When eponymous Austrian energy drink company Red Bull took over the licence for German fifth division club SSV Markranstadt in 2009, it set an ambitious target of eight years for its newly-minted Rasen Ballsport Leipzig to qualify for the Bundesliga.
On the back of a progressive brand of high-intensity attacking football, a ruthless churn of managers and support staff, and a rumoured initial budget of $100 million to spend on the squad, the club achieved the target a year early and qualified for the UEFA Champions League - by finishing second - for good measure.

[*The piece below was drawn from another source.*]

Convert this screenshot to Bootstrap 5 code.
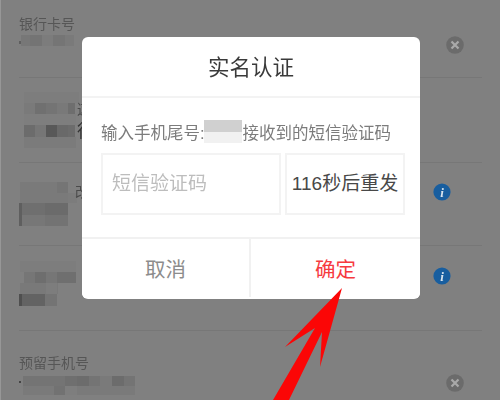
<!DOCTYPE html>
<html lang="zh">
<head>
<meta charset="utf-8">
<title>实名认证</title>
<link href="https://cdn.jsdelivr.net/npm/bootstrap@5.3.0/dist/css/bootstrap.min.css" rel="stylesheet">
<style>
html,body{margin:0;height:400px;overflow:hidden}
body{background:#808080;font-family:"Liberation Sans","Noto Sans CJK SC",sans-serif;color:#555;position:relative;border-left:1px solid #979797}
.page-list{padding:0 18px;filter:blur(.35px)}
.bank-row{border-bottom:1px solid #777;position:relative;display:flex;justify-content:space-between;align-items:flex-start}
.h1r{height:78px;padding-top:14px}.h2r{height:85px}.h3r{height:83px}.h4r{height:85px}.h5r{height:70px;border-bottom:0}
.row-label{font-size:14px;line-height:20px;color:#565656}
.label-bottom{margin-top:22px}
.svg-block{display:block}
.side-ico{display:block}
.mos-1{margin-top:1px}
.mos-2{margin-top:12px}
.mos-3{margin-top:19px}
.mos-4{margin-top:15px}
.mos-5{margin-top:3px}
.ico-1{margin:22px 18px 0 0}
.ico-3{margin:20px 31px 0 0}
.ico-4{margin:21px 31px 0 0}
.ico-5{margin:43px 18px 0 0}
.verify-box{position:absolute;left:81px;top:37px;width:338px;height:262px;border:0;border-radius:6px;background:#fff;z-index:5;overflow:hidden;filter:blur(.3px)}
.verify-title{height:61px;font-size:21.5px;color:#3a3a3a;border-bottom:2px solid #f3f3f3;display:flex;align-items:center;justify-content:center;padding-top:3px}
.verify-body{height:141px;padding:21px 15px 0 19px;border-bottom:2px solid #f1f1f1}
.hint-line{font-size:16.5px;line-height:28px;height:34px;color:#7c7c7c;white-space:nowrap;display:flex;align-items:flex-start}
.hint-line svg{flex:none;margin-top:1px;margin-left:-3px}
.code-input.form-control{width:180px;height:62px;border:2px solid #f3f3f3;border-radius:0;font-size:19px;padding:0 0 0 9px;color:#444;font-family:inherit;box-shadow:none;flex:none}
.code-input.form-control::placeholder{color:#bdbdbd;opacity:1}
.resend-btn.btn{width:120px;height:62px;border:2px solid #f3f3f3;border-radius:0;font-size:19px;padding:0;color:#484848;background:#fff;white-space:nowrap;flex:none}
.foot-btn.btn{flex:1 1 50%;height:58px;border:0;border-radius:0;font-size:20.5px;padding:4px 0 0;background:#fff}
.foot-cancel.btn{color:#8c8c8c;border-right:2px solid #f1f1f1}
.foot-ok.btn{color:#f63a3f}
.arrow-over{position:absolute;left:0;top:0;z-index:6;pointer-events:none;filter:blur(.3px)}
</style>
</head>
<body>
<div class="page-list">
  <div class="bank-row h1r">
    <div>
      <div class="row-label">银行卡号</div>
      <svg class="svg-block mos-1" width="60" height="16"><g>
        <rect x="0" y="6" width="2" height="3" fill="#5f5f5f"/><rect x="2" y="0" width="9" height="11" fill="#777"/><rect x="11" y="0" width="12" height="11" fill="#747474"/><rect x="23" y="0" width="11" height="11" fill="#7c7c7c"/><rect x="34" y="0" width="12" height="11" fill="#757575"/><rect x="46" y="0" width="9" height="11" fill="#7a7a7a"/></g></svg>
    </div>
    <svg class="side-ico ico-1" width="18" height="18" viewBox="0 0 18 18"><circle cx="9" cy="9" r="8.8" fill="#6b6b6b"/><path d="M5.5 5.5l7 7M12.5 5.5l-7 7" stroke="#a9a9a9" stroke-width="2.2"/></svg>
  </div>
  <div class="bank-row h2r">
    <svg class="svg-block mos-2" width="90" height="72"><g>
      <rect x="5" y="2" width="55" height="11" fill="#7d7d7d"/>
      <rect x="5" y="13" width="11" height="11" fill="#7a7a7a"/><rect x="16" y="13" width="11" height="11" fill="#707070"/><rect x="27" y="13" width="11" height="11" fill="#747474"/><rect x="38" y="13" width="11" height="11" fill="#797979"/><rect x="49" y="13" width="7" height="11" fill="#6e6e6e"/>
      <rect x="5" y="24" width="52" height="11" fill="#7e7e7e"/>
      <rect x="5" y="35" width="11" height="12" fill="#6c6c6c"/><rect x="16" y="35" width="11" height="12" fill="#767676"/><rect x="27" y="35" width="11" height="12" fill="#585858"/><rect x="38" y="35" width="11" height="12" fill="#696969"/><rect x="49" y="35" width="7" height="12" fill="#6c6c6c"/>
      <rect x="5" y="47" width="52" height="11" fill="#7b7b7b"/>
      <text x="58" y="24" font-size="14" fill="#4a4a4a">这</text><text x="58" y="47" font-size="17" fill="#333">行</text>
    </g></svg>
  </div>
  <div class="bank-row h3r">
    <svg class="svg-block mos-3" width="90" height="66"><g>
      <rect x="1" y="0" width="48" height="21" fill="#7a7a7a"/><rect x="38" y="0" width="11" height="11" fill="#757575"/><rect x="49" y="11" width="9" height="10" fill="#7c7c7c"/>
      <rect x="1" y="21" width="48" height="12" fill="#6f6f6f"/><rect x="26" y="21" width="23" height="12" fill="#6b6b6b"/>
      <rect x="1" y="33" width="48" height="11" fill="#777"/><rect x="26" y="33" width="23" height="11" fill="#737373"/>
      <rect x="0" y="21" width="3" height="23" fill="#5f5f5f"/>
      <text x="56" y="15" font-size="14" fill="#4a4a4a">改</text>
    </g></svg>
    <svg class="side-ico ico-3" width="18" height="18" viewBox="0 0 18 18"><circle cx="9" cy="9" r="8.6" fill="#185e9f"/><text x="9" y="13.5" text-anchor="middle" font-size="13" font-weight="700" font-style="italic" font-family="Liberation Serif,serif" fill="#d8e4ee">i</text></svg>
  </div>
  <div class="bank-row h4r">
    <svg class="svg-block mos-4" width="62" height="62"><g>
      <rect x="1" y="0" width="56" height="11" fill="#7d7d7d"/>
      <rect x="5" y="11" width="11" height="11" fill="#767676"/><rect x="16" y="11" width="11" height="11" fill="#6e6e6e"/><rect x="27" y="11" width="11" height="11" fill="#767676"/><rect x="38" y="11" width="19" height="11" fill="#6f6f6f"/>
      <rect x="1" y="22" width="38" height="11" fill="#797979"/><rect x="27" y="22" width="11" height="11" fill="#7d7d7d"/>
      <rect x="1" y="33" width="25" height="12" fill="#636363"/><rect x="26" y="33" width="12" height="12" fill="#747474"/><rect x="0" y="33" width="3" height="12" fill="#4f4f4f"/>
    </g></svg>
    <svg class="side-ico ico-4" width="18" height="18" viewBox="0 0 18 18"><circle cx="9" cy="9" r="8.6" fill="#185e9f"/><text x="9" y="13.5" text-anchor="middle" font-size="13" font-weight="700" font-style="italic" font-family="Liberation Serif,serif" fill="#d8e4ee">i</text></svg>
  </div>
  <div class="bank-row h5r">
    <div>
      <div class="row-label label-bottom">预留手机号</div>
      <svg class="svg-block mos-5" width="120" height="20"><g>
        <rect x="0" y="5" width="2" height="2" fill="#444"/>
        <rect x="4" y="0" width="112" height="10" fill="#747474"/><rect x="46" y="0" width="12" height="10" fill="#6f6f6f"/><rect x="58" y="0" width="12" height="10" fill="#6c6c6c"/><rect x="81" y="0" width="12" height="10" fill="#7a7a7a"/><rect x="93" y="0" width="12" height="10" fill="#6c6c6c"/>
        <rect x="4" y="10" width="112" height="9" fill="#7a7a7a"/><rect x="35" y="10" width="11" height="9" fill="#727272"/><rect x="46" y="10" width="12" height="9" fill="#7e7e7e"/>
      </g></svg>
    </div>
    <svg class="side-ico ico-5" width="18" height="18" viewBox="0 0 18 18"><circle cx="9" cy="9" r="8.8" fill="#6b6b6b"/><path d="M5.5 5.5l7 7M12.5 5.5l-7 7" stroke="#a9a9a9" stroke-width="2.2"/></svg>
  </div>
</div>

<div class="verify-box card">
  <div class="verify-title">实名认证</div>
  <div class="verify-body">
    <div class="hint-line">输入手机尾号:<svg width="41" height="24"><rect x="2" y="0" width="38" height="12" fill="#d0d0d0"/><rect x="2" y="12" width="38" height="11" fill="#f1f1f1"/></svg>接收到的短信验证码</div>
    <div class="d-flex gap-1">
      <input class="code-input form-control" type="text" placeholder="短信验证码">
      <button class="resend-btn btn" type="button">116秒后重发</button>
    </div>
  </div>
  <div class="d-flex">
    <button class="foot-btn foot-cancel btn" type="button">取消</button>
    <button class="foot-btn foot-ok btn" type="button">确定</button>
  </div>
</div>

<svg class="arrow-over" width="500" height="400" viewBox="0 0 500 400"><polygon points="341,288 284,347 314,328 272,400 288,400 321,332 319,367" fill="#fb0606"/></svg>
</body>
</html>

With a stable squad - RBL fended off Europe's elite clubs to keep hold of star midfielders Naby Keita and Emil Forsberg - six new players and a formidable attacking game-plan, Leipzig is poised to go one better this year and wrest the title from a Bayern outfit that seemed bereft of ideas and down on form in the pre-season.
A charmed, trophy-laden run through the lower divisions, an attractive attacking style, a recruitment philosophy that promotes youth and boisterous home support in an area starved of success would seem like all the ingredients for a football fairytale.

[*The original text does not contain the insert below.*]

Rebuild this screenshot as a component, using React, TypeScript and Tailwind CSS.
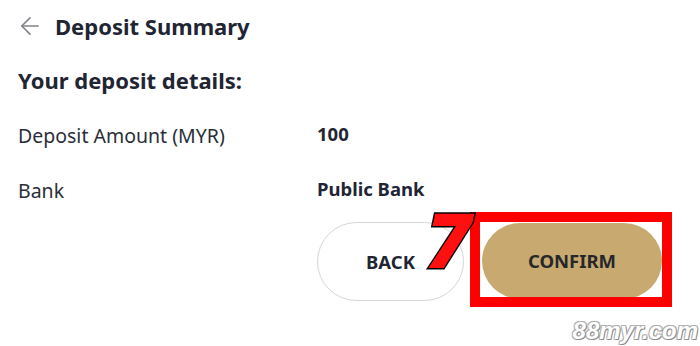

But for the majority of Germany's traditional football elite, RB Leipzig is a nightmare.
As Philip Oltermann pointed out in his Guardian column, the main reason for the fans' beef is that RB's exorbitant membership fees undermine the spirit of Germany's exalted 50+1 membership structure. This essentially gives voting members 50 percent of a club's ownership - effectively signing it over to the fans. Many clubs have low membership prices but not RBL, where, Oltermann argues, people have to fork out up to $1000 for a non-voting membership.

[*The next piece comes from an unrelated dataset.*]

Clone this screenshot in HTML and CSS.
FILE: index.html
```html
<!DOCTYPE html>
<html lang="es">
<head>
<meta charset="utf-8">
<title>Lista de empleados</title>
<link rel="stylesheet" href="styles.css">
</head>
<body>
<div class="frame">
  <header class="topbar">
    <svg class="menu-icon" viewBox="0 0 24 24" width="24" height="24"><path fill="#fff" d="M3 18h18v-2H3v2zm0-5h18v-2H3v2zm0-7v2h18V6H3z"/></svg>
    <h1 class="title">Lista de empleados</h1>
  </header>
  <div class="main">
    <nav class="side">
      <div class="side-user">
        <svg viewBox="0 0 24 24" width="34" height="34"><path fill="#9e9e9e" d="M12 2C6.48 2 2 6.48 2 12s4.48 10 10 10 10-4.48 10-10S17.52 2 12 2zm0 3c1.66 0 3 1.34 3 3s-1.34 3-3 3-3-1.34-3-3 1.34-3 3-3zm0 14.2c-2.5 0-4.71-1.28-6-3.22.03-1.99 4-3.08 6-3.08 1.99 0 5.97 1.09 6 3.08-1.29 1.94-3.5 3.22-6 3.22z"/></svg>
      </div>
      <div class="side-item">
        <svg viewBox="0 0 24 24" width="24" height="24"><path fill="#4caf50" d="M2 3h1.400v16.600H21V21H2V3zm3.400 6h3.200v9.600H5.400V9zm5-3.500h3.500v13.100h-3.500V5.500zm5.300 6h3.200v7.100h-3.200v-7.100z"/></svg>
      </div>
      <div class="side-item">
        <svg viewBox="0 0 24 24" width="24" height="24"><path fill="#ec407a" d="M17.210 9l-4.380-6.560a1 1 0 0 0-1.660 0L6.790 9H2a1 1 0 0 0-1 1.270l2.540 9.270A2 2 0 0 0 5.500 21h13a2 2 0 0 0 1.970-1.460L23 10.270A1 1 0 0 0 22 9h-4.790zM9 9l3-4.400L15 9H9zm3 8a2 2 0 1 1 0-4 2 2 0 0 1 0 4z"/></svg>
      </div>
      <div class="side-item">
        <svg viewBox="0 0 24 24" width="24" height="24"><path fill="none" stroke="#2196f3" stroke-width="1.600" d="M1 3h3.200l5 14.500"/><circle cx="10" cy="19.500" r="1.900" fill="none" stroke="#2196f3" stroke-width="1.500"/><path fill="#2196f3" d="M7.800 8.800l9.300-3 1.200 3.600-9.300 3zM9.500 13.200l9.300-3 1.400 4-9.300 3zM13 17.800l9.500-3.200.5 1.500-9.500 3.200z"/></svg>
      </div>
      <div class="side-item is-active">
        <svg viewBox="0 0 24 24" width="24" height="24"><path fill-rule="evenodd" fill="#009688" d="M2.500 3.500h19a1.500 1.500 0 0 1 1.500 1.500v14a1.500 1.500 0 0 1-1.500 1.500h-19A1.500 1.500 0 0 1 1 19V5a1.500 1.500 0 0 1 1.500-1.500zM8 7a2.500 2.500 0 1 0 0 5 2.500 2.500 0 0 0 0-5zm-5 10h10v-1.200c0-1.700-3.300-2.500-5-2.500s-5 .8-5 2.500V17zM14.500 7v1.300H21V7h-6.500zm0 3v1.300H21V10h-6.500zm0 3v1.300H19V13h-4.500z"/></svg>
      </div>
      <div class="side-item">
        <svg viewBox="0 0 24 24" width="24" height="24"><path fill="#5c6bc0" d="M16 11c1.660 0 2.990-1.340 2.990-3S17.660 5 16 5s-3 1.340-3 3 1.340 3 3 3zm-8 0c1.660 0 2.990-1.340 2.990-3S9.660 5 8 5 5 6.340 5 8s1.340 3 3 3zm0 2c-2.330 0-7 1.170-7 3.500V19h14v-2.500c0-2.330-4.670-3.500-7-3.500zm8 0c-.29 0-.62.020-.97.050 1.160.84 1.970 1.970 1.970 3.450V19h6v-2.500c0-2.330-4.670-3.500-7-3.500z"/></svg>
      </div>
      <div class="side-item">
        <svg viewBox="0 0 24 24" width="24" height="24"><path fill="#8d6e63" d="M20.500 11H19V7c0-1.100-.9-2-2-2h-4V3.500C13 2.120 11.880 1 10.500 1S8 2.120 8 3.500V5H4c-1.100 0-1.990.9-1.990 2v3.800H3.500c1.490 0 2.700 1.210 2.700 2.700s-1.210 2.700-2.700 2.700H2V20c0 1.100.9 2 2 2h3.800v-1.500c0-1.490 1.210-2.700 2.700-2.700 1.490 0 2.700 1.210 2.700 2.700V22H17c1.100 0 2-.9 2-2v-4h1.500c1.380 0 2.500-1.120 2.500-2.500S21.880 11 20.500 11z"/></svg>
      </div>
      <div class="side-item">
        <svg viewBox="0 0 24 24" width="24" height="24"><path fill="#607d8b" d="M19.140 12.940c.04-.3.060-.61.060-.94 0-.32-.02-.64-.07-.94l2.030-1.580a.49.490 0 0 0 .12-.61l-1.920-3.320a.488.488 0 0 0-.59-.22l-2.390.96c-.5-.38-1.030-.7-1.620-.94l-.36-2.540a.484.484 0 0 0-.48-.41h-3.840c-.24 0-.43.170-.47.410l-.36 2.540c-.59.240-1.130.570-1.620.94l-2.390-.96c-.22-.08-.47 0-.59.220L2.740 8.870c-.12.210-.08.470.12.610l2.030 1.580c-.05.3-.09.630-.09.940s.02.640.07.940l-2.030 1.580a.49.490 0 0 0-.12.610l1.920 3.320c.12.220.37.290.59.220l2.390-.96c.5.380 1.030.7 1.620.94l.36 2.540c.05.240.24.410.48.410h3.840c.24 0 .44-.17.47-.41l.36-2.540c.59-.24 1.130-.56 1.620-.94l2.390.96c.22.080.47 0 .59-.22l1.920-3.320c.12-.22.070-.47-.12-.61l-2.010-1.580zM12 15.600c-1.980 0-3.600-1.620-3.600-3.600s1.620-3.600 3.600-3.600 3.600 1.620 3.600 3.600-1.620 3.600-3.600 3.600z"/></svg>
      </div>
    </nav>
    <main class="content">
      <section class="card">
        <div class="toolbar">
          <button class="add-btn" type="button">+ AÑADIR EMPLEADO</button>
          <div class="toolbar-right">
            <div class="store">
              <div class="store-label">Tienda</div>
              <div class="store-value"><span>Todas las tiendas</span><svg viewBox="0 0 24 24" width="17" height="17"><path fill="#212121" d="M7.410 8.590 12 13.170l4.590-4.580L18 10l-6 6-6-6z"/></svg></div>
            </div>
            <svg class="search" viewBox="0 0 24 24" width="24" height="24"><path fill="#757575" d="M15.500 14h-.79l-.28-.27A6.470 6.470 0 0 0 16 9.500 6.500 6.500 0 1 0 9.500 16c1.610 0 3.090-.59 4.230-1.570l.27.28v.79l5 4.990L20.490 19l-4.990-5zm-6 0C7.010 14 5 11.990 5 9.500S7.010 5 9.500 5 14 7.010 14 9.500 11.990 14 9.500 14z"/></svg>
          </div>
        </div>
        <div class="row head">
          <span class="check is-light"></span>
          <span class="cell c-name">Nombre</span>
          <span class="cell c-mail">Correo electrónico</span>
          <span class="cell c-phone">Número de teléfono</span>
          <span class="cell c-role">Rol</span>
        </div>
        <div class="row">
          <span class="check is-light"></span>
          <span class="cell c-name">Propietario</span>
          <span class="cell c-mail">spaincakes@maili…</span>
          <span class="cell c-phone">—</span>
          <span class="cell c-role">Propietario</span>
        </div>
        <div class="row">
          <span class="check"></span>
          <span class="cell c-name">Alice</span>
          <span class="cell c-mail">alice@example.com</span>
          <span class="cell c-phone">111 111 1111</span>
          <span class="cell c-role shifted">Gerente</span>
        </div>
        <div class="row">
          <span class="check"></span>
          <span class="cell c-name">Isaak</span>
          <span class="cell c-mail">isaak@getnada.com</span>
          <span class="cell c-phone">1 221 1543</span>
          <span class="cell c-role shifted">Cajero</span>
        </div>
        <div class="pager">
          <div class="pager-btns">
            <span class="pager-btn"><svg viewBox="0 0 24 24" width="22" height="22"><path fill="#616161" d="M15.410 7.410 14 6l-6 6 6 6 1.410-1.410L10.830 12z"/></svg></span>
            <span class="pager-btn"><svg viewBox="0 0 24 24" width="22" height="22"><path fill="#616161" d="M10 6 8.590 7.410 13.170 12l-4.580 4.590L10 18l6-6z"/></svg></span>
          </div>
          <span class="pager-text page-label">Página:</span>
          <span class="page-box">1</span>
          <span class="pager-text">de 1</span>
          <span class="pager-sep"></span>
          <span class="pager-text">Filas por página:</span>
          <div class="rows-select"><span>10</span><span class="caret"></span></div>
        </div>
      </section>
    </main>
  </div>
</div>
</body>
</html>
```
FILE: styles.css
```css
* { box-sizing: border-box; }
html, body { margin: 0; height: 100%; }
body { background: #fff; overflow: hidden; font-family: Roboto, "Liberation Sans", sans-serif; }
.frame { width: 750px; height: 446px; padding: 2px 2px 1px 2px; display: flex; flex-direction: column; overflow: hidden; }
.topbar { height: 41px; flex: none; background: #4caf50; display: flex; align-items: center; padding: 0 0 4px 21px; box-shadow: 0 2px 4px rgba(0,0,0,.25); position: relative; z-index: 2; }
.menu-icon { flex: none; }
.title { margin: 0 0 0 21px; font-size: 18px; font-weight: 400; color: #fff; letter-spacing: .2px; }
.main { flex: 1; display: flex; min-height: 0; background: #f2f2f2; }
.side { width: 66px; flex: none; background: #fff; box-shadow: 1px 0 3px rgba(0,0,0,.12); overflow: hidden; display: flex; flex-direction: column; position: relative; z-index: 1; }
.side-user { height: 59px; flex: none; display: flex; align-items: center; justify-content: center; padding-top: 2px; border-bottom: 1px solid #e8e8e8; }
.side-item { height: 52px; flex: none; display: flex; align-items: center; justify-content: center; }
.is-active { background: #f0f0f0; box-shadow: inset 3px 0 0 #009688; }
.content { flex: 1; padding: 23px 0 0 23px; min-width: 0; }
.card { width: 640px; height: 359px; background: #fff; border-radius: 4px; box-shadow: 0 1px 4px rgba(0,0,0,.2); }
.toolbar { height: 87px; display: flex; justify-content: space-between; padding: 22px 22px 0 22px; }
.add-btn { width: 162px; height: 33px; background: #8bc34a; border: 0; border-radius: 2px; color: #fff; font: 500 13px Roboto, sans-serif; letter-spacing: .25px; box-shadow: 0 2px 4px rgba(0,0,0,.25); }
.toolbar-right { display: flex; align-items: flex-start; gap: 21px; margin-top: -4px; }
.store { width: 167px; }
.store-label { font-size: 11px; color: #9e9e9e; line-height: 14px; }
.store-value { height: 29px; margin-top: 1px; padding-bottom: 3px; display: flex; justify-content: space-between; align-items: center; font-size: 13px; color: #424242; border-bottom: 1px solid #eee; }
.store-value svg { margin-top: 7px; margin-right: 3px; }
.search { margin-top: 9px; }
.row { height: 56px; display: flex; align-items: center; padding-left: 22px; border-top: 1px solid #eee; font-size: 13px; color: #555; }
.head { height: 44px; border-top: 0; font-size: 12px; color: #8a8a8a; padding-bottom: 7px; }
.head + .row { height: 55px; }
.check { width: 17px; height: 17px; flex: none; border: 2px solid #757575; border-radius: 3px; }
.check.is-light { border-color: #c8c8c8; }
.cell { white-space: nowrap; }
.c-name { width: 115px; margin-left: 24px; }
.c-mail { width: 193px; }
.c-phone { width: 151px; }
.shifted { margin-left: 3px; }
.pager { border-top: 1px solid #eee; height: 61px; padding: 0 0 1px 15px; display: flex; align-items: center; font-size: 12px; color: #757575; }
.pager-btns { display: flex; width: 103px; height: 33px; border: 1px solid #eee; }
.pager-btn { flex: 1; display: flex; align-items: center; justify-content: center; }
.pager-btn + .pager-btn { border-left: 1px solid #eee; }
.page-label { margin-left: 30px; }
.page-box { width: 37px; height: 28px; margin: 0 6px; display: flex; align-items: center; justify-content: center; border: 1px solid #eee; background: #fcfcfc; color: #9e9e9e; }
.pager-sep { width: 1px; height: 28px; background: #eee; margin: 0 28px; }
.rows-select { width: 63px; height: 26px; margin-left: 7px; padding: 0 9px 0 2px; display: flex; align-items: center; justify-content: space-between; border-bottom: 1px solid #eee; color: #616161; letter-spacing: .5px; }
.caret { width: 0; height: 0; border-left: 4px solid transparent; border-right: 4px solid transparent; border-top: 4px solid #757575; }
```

The club may have a corporate whiff that hangs over the competition like a wingsuit glider defiantly slurping the product of his parent company, but the associated villainy it was cast on RBL is a breath of fresh air in a league that was becoming increasingly predictable.
Sure, people moaned about Bayern Munich's prolonged dominance like a sibling may whinge about his beloved big brother winning all the lounge room wrestling contests. They may not always like it, but there's an immense pride at the Bavarian club's industrial-like dominance. In RBL, there is a genuinely despised villain giving fans fresh incentive to support the opposition.
Often the most beloved heroes are defined by the villains they must overcome. Whether you agree with the general sentiment that RBL isn't in the spirit of german football, there's no denying the club's mere presence lends the Bundesliga an air of theatre and intrigue on and off the pitch.